Optimal guidance and estimation of a 2D diffusion–advection process by a team of mobile sensors

Abstract

This paper describes an optimization framework to design guidance for a possibly heterogeneous team of multiple mobile sensors to estimate a spatiotemporal process modeled by a 2D diffusion–advection process. Owing to the abstract linear system representation of the process, we apply the Kalman–Bucy filter for estimation, where the sensors provide linear outputs. We propose an optimization problem that minimizes the sum of the trace of the covariance operator of the Kalman–Bucy filter and a generic mobility cost of the mobile sensors, subject to the sensors’ motion modeled by linear dynamics. We establish the existence of a solution to this problem. Moreover, we prove convergence to the exact optimal solution of the approximate optimal solution.
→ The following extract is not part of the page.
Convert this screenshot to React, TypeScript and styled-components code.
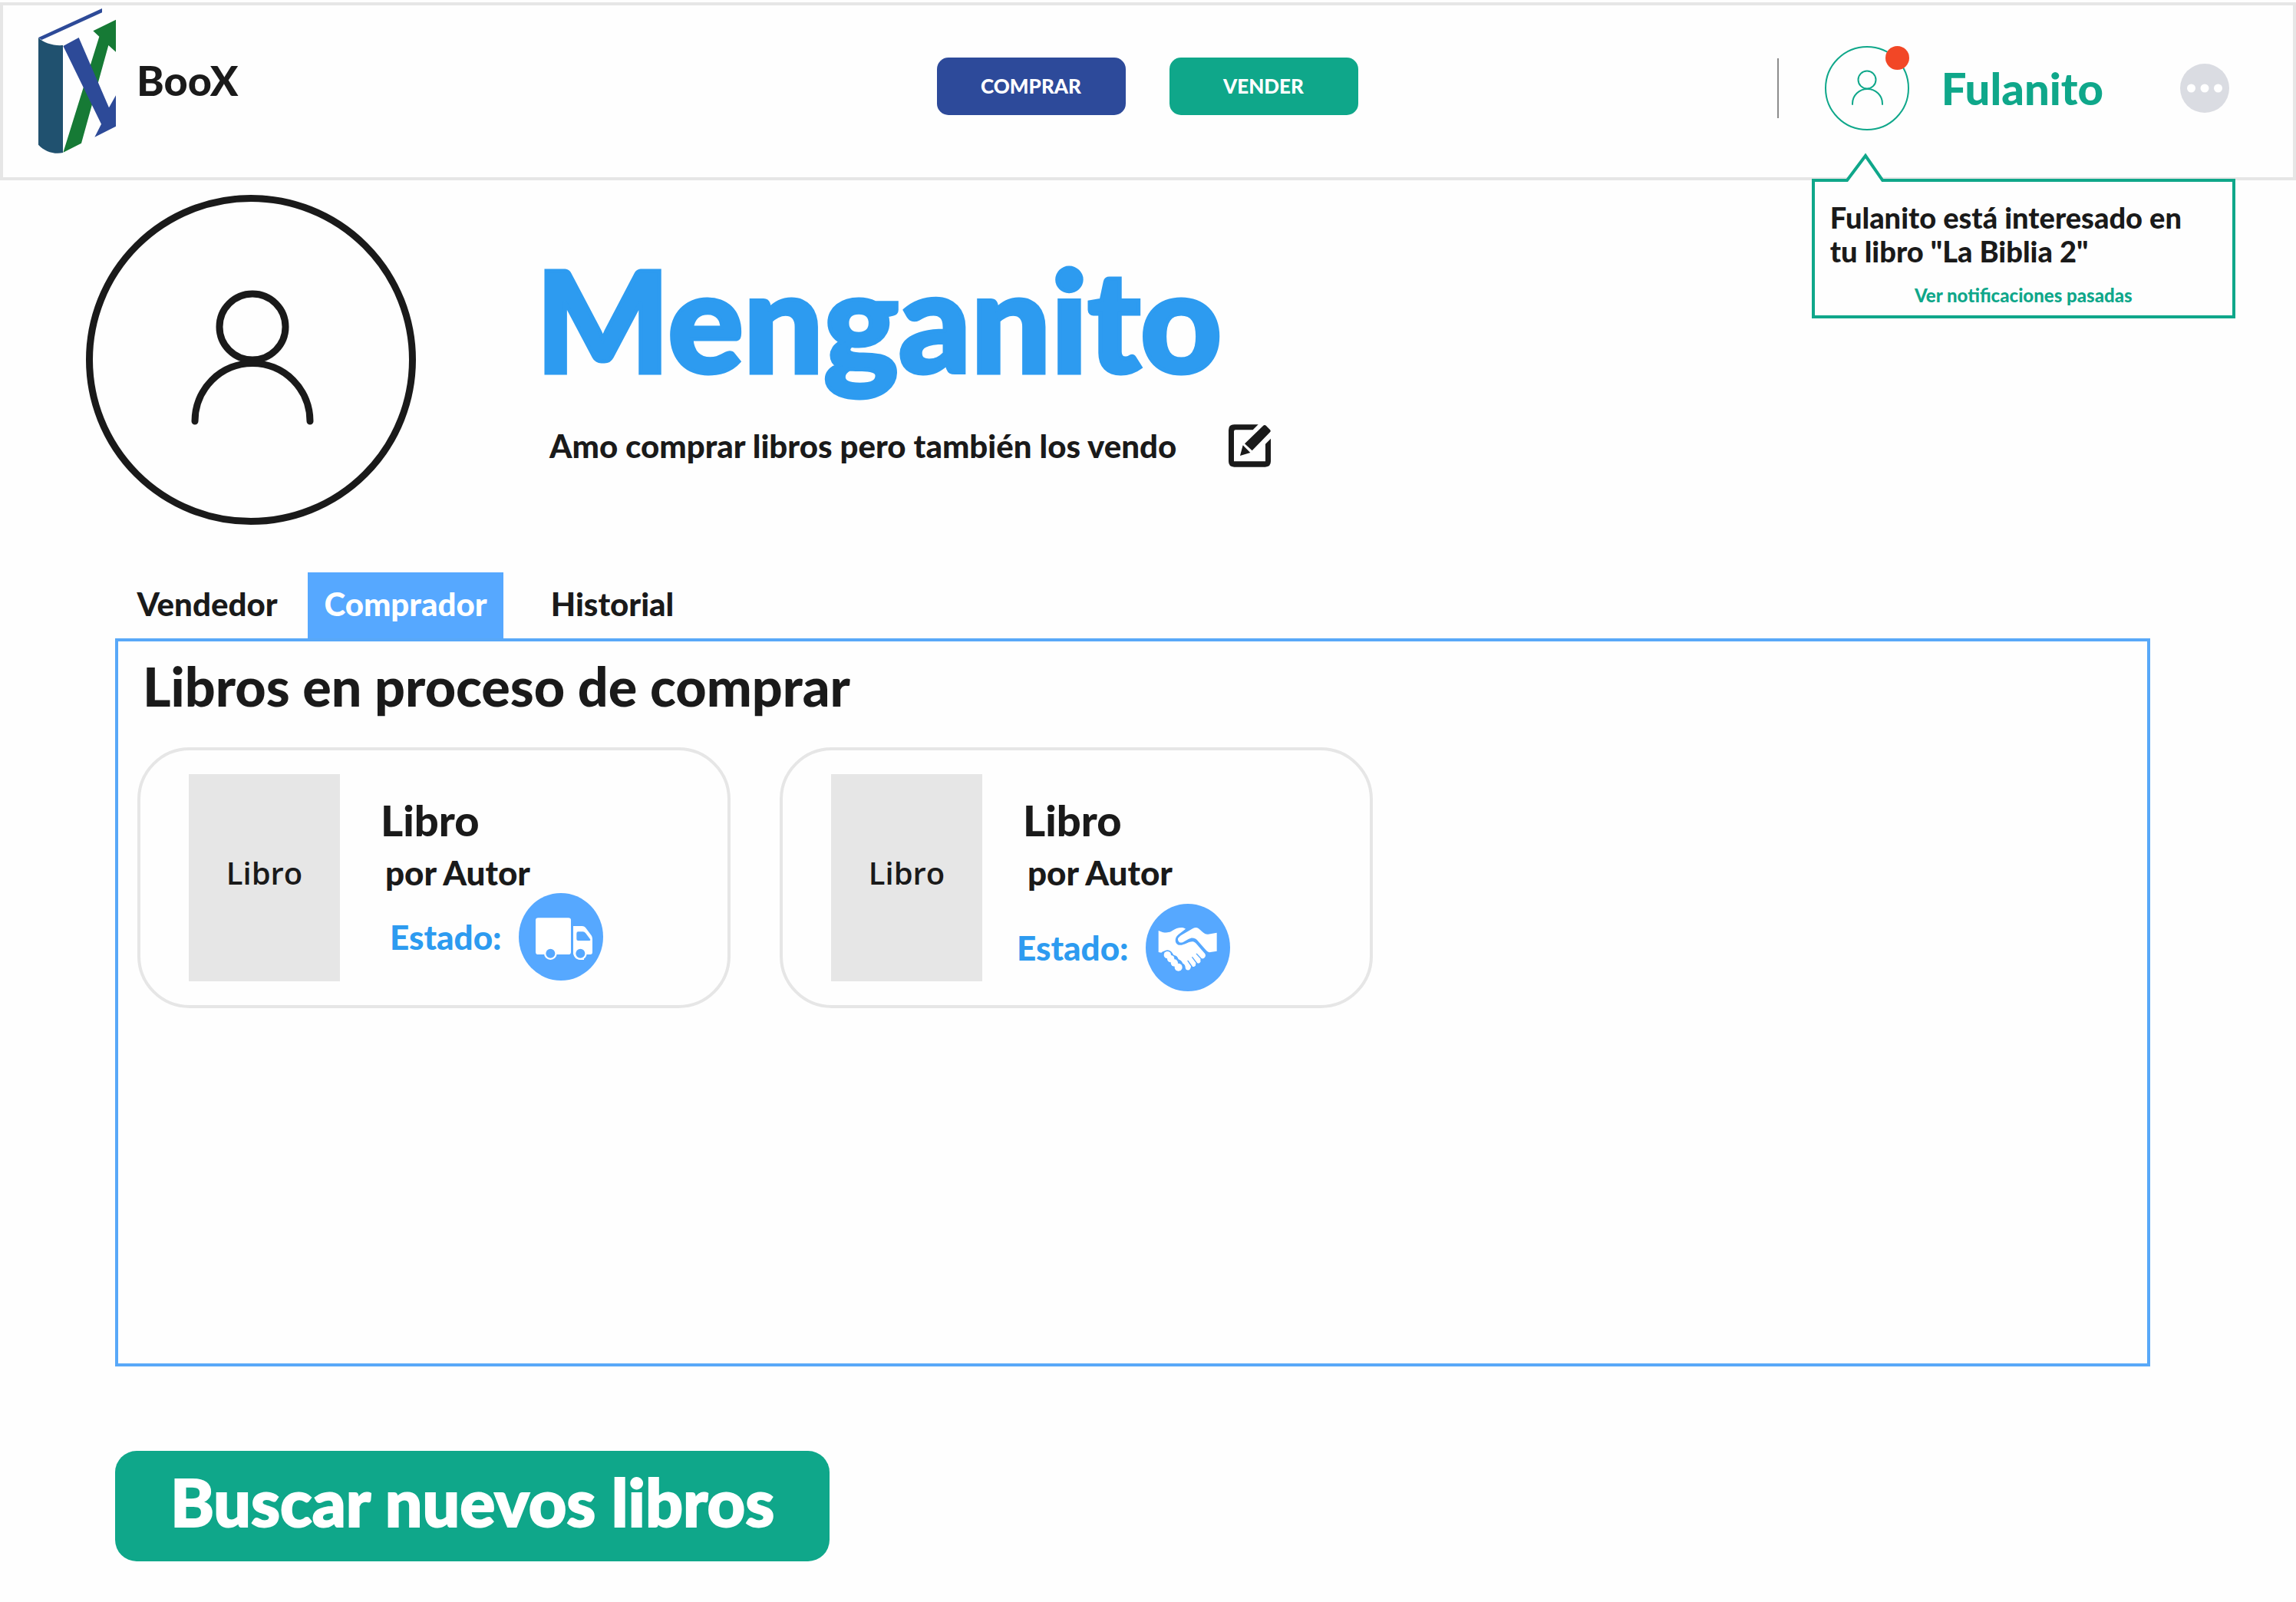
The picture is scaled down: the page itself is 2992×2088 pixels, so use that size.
import React from "react";
import styled, { createGlobalStyle } from "styled-components";

const color = {
  ink: "#1a1a1a",
  line: "#e6e6e6",
  navy: "#2d4a9a",
  green: "#0fa78a",
  sky: "#2d9bf0",
  tab: "#56a8ff",
  red: "#f24726",
};

const GlobalStyle = createGlobalStyle`
  *, *::before, *::after { box-sizing: border-box; }
  body {
    margin: 0;
    background: #fefefe;
    color: ${color.ink};
    font-family: Lato, "Open Sans", sans-serif;
    font-weight: 900;
  }
  h1, h2, h3, p { margin: 0; font-weight: 900; }
  button { font: inherit; color: inherit; border: 0; padding: 0; background: none; cursor: pointer; }
  svg { display: block; flex: none; }
`;

const Header = styled.header`
  display: grid;
  grid-template-columns: 1fr auto 1fr;
  align-items: center;
  height: 232px;
  margin-top: 3px;
  padding: 0 48px 0 46px;
  border: 4px solid ${color.line};
`;

const Brand = styled.a`
  display: flex;
  align-items: center;
  gap: 27px;
  padding-bottom: 28px;
  color: inherit;
  text-decoration: none;
  font-size: 54px;
  line-height: 64px;
`;

const MainNav = styled.nav`
  display: flex;
  gap: 57px;
  padding-bottom: 14px;
`;

const NavButton = styled.button<{ $tone: string }>`
  width: 246px;
  height: 75px;
  border-radius: 15px;
  background: ${(p) => p.$tone};
  color: #fff;
  font-size: 26px;
`;

const Account = styled.div`
  display: flex;
  align-items: center;
  justify-content: flex-end;
  padding: 0 35px 8px 0;
`;

const Divider = styled.span`
  width: 2px;
  height: 78px;
  margin-right: 60px;
  background: #8c8c8c;
`;

const AvatarAnchor = styled.div`
  position: relative;
  color: ${color.green};
`;

const Badge = styled.span`
  position: absolute;
  top: 0;
  right: 0;
  width: 31px;
  height: 31px;
  border-radius: 50%;
  background: ${color.red};
`;

const AccountName = styled.span`
  margin: 0 100px 0 42px;
  color: ${color.green};
  font-size: 58px;
  line-height: 64px;
`;

const Popover = styled.aside`
  position: absolute;
  top: 173px;
  left: -17px;
  width: 552px;
  height: 182px;
  padding: 24px 20px;
  border: 4px solid ${color.green};
  background: #fefefe;
  color: ${color.ink};
`;

const PopoverTip = styled.svg`
  position: absolute;
  top: -38px;
  left: 38px;
`;

const PopoverText = styled.p`
  font-size: 38px;
  line-height: 44px;
  padding-right: 20px;
`;

const PopoverLink = styled.a`
  display: block;
  margin-top: 22px;
  color: ${color.green};
  font-size: 24px;
  line-height: 28px;
  text-align: center;
  text-decoration: none;
`;

const Profile = styled.section`
  display: flex;
  align-items: center;
  gap: 156px;
  padding: 19px 112px 0;
`;

const ProfileName = styled.h1`
  color: ${color.sky};
  font-size: 184px;
  line-height: 172px;
  -webkit-text-stroke: 5px ${color.sky};
`;

const BioRow = styled.div`
  display: flex;
  align-items: center;
  gap: 68px;
  margin-top: 52px;
  padding-left: 18px;
  font-size: 42px;
  line-height: 56px;
`;

const Main = styled.main`
  padding: 62px 190px 52px 150px;
`;

const Tabs = styled.div`
  display: grid;
  grid-template-columns: 240px 255px 262px;
  column-gap: 11px;
`;

const Tab = styled.button`
  height: 86px;
  padding-bottom: 4px;
  font-size: 42px;
  line-height: 48px;

  &[aria-selected="true"] {
    background: ${color.tab};
    color: #fff;
  }
`;

const Panel = styled.section`
  min-height: 949px;
  padding: 18px 25px;
  border: 4px solid #58a8f8;
`;

const PanelTitle = styled.h2`
  padding-left: 7px;
  font-size: 70px;
  line-height: 80px;
`;

const Cards = styled.div`
  display: flex;
  flex-wrap: wrap;
  gap: 64px;
  margin-top: 40px;
`;

const Card = styled.article`
  display: flex;
  gap: 45px;
  width: 773px;
  height: 340px;
  padding: 31px 62px 31px 63px;
  border: 4px solid ${color.line};
  border-radius: 68px;
`;

const Cover = styled.div`
  display: grid;
  place-items: center;
  width: 197px;
  height: 270px;
  padding-bottom: 14px;
  background: ${color.line};
  font: 600 40px "Open Sans", sans-serif;
`;

const BookTitle = styled.h3`
  padding: 28px 0 0 8px;
  font-size: 56px;
  line-height: 64px;
`;

const Author = styled.p`
  padding: 12px 0 0 14px;
  font-size: 44px;
  line-height: 48px;
`;

const Status = styled.div<{ $inset: number; $drop: number }>`
  display: flex;
  align-items: center;
  gap: 22px;
  margin-top: ${(p) => p.$drop}px;
  padding-left: ${(p) => p.$inset}px;
  color: ${color.sky};
  font-size: 44px;
  line-height: 48px;
`;

const SearchButton = styled.button`
  display: block;
  height: 144px;
  margin-top: 110px;
  padding: 0 72px 14px;
  border-radius: 28px;
  background: ${color.green};
  color: #fff;
  font-size: 86px;
  -webkit-text-stroke: 2px #fff;
`;

function Logo() {
  return (
    <svg width="101" height="189" viewBox="150 33 303 567" aria-hidden="true">
      <path fill="#2d4a98" d="M150 147 399 33V49L163 156Z" />
      <path fill="#20516f" d="M150 147C170 168 210 180 246 177V597C212 605 174 592 150 566Z" />
      <path fill="#167a35" d="M247 596 388 143 364 121 453 77V203L424 177 318 560Z" />
      <path fill="#2d4a98" d="M247 180 308 147 426 421 453 373V494L370 536 396 485Z" />
    </svg>
  );
}

function SmallAvatar() {
  return (
    <svg width="110" height="110" viewBox="0 0 110 110" fill="none" stroke="currentColor" strokeWidth="2" aria-hidden="true">
      <circle cx="55" cy="55" r="54" />
      <circle cx="55" cy="44" r="11.5" />
      <path d="M36 76v-1a19.500 19 0 0 1 39 0v1" strokeLinecap="round" />
    </svg>
  );
}

function LargeAvatar() {
  return (
    <svg width="430" height="430" viewBox="0 0 430 430" fill="none" stroke={color.ink} strokeWidth="9" role="img" aria-label="Menganito">
      <circle cx="215" cy="215" r="210.500" />
      <circle cx="217" cy="172" r="43" />
      <path d="M142 295a75 75.500 0 0 1 150 0" strokeLinecap="round" />
    </svg>
  );
}

function MoreIcon() {
  return (
    <svg width="64" height="64" viewBox="0 0 64 64" aria-hidden="true">
      <circle cx="32" cy="32" r="32" fill="#dadce2" />
      <g fill="#fff">
        <circle cx="14.500" cy="32" r="5.500" />
        <circle cx="32" cy="32" r="5.500" />
        <circle cx="49.500" cy="32" r="5.500" />
      </g>
    </svg>
  );
}

function EditIcon() {
  return (
    <svg width="55" height="56" viewBox="33 44 165 166" fill={color.ink} aria-hidden="true">
      <path d="M55 44H149L128 65H60Q54 65 54 71V188H177V120L198 99V188Q198 210 176 210H55Q33 210 33 188V66Q33 44 55 44Z" />
      <path d="M96 119 168 49Q174 43 180 49L194 63Q200 69 195 74L125 146Z" />
      <path d="M89 125 118 154 78 166Z" />
    </svg>
  );
}

function TruckIcon() {
  return (
    <svg width="110" height="114" viewBox="45 45 330 342" role="img" aria-label="En camino">
      <ellipse cx="210" cy="216" rx="165" ry="171" fill={color.tab} />
      <g fill="#fff">
        <rect x="111" y="142" width="138" height="143" rx="10" />
        <circle cx="169" cy="281" r="25" />
        <path
          fillRule="evenodd"
          d="M258 174H293Q301 174 306 180L329 211Q333 217 333 224V276Q333 285 325 285H258ZM277 196Q271 196 271 203V225Q271 231 277 231H321Q327 231 324 225L306 201Q302 196 296 196Z"
        />
        <path d="M258 260H300V306H286Q262 304 258 281Z" />
        <circle cx="286" cy="281" r="25" />
      </g>
      <g fill={color.tab}>
        <circle cx="169" cy="281" r="18" />
        <circle cx="286" cy="281" r="18" />
      </g>
    </svg>
  );
}

function HandshakeIcon() {
  const knuckles = [
    [122, 257, 14],
    [135, 272, 14],
    [149, 288, 14],
    [165, 305, 15],
  ];
  return (
    <svg width="110" height="114" viewBox="37 57 330 342" role="img" aria-label="Trato acordado">
      <ellipse cx="202" cy="228" rx="165" ry="171" fill={color.tab} />
      <path
        fill="#fff"
        d="M87 162C108 172 126 172 140 163 158 150 182 146 193 155L165 177C145 192 151 223 178 218 195 214 208 204 220 205 228 205 235 213 245 225L268 251C275 260 268 273 257 271L250 275C256 284 245 294 236 288L232 291C236 302 222 306 214 301 214 321 193 321 192 306 192 298 188 292 182 290 178 280 172 276 165 274 162 264 155 258 146 259 142 245 130 238 118 240 108 241 102 245 98 248L87 246Z"
      />
      <g fill="none" stroke={color.tab} strokeWidth="4" strokeLinecap="round">
        <path d="M236 253 257 275" />
        <path d="M219 266 238 291" />
        <path d="M202 280 218 303" />
      </g>
      <path
        fill="#fff"
        d="M163 197C161 190 172 182 182 176L222 153Q234 147 243 153C256 163 266 178 281 176L315 170V242L290 246Q281 248 275 241L238 199C229 188 215 188 204 195L183 207C172 212 164 206 163 197Z"
      />
      {knuckles.map(([x, y, r]) => (
        <circle key={x} cx={x} cy={y} r={r + 5} fill={color.tab} />
      ))}
      {knuckles.map(([x, y, r]) => (
        <circle key={x} cx={x} cy={y} r={r} fill="#fff" />
      ))}
    </svg>
  );
}

const books = [
  { id: 1, inset: 20, drop: 3, icon: <TruckIcon /> },
  { id: 2, inset: 0, drop: 17, icon: <HandshakeIcon /> },
];

export default function App() {
  return (
    <>
      <GlobalStyle />
      <Header>
        <Brand href="#">
          <Logo />
          BooX
        </Brand>
        <MainNav>
          <NavButton $tone={color.navy}>COMPRAR</NavButton>
          <NavButton $tone={color.green}>VENDER</NavButton>
        </MainNav>
        <Account>
          <Divider />
          <AvatarAnchor>
            <SmallAvatar />
            <Badge />
            <Popover>
              <PopoverTip width="54" height="38" viewBox="0 0 54 38" aria-hidden="true">
                <path d="M3 38 28 4 52 38Z" fill="#fefefe" />
                <path d="M1 40 28 4 53 40" fill="none" stroke={color.green} strokeWidth="4" />
              </PopoverTip>
              <PopoverText>Fulanito está interesado en tu libro "La Biblia 2"</PopoverText>
              <PopoverLink href="#">Ver notificaciones pasadas</PopoverLink>
            </Popover>
          </AvatarAnchor>
          <AccountName>Fulanito</AccountName>
          <button aria-label="Más opciones">
            <MoreIcon />
          </button>
        </Account>
      </Header>

      <Profile>
        <LargeAvatar />
        <div>
          <ProfileName>Menganito</ProfileName>
          <BioRow>
            <p>Amo comprar libros pero también los vendo</p>
            <button aria-label="Editar descripción">
              <EditIcon />
            </button>
          </BioRow>
        </div>
      </Profile>

      <Main>
        <Tabs role="tablist">
          <Tab role="tab" aria-selected={false}>Vendedor</Tab>
          <Tab role="tab" aria-selected={true}>Comprador</Tab>
          <Tab role="tab" aria-selected={false}>Historial</Tab>
        </Tabs>
        <Panel role="tabpanel">
          <PanelTitle>Libros en proceso de comprar</PanelTitle>
          <Cards>
            {books.map((book) => (
              <Card key={book.id}>
                <Cover>Libro</Cover>
                <div>
                  <BookTitle>Libro</BookTitle>
                  <Author>por Autor</Author>
                  <Status $inset={book.inset} $drop={book.drop}>
                    <span>Estado:</span>
                    {book.icon}
                  </Status>
                </div>
              </Card>
            ))}
          </Cards>
        </Panel>
        <SearchButton>Buscar nuevos libros</SearchButton>
      </Main>
    </>
  );
}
That is, when evaluating these two solutions using the original cost function, the difference becomes arbitrarily small as the approximation gets finer. To compute the approximate solution, we use Pontryagin’s minimum principle after approximating the infinite-dimensional terms originating from the diffusion–advection process. The approximate solution is applied in simulation to analyze how a single mobile sensor’s performance depends on two important parameters: sensor noise variance and mobility penalty. We also illustrate the application of the framework to multiple sensors, in particular the performance of a heterogeneous team of sensors.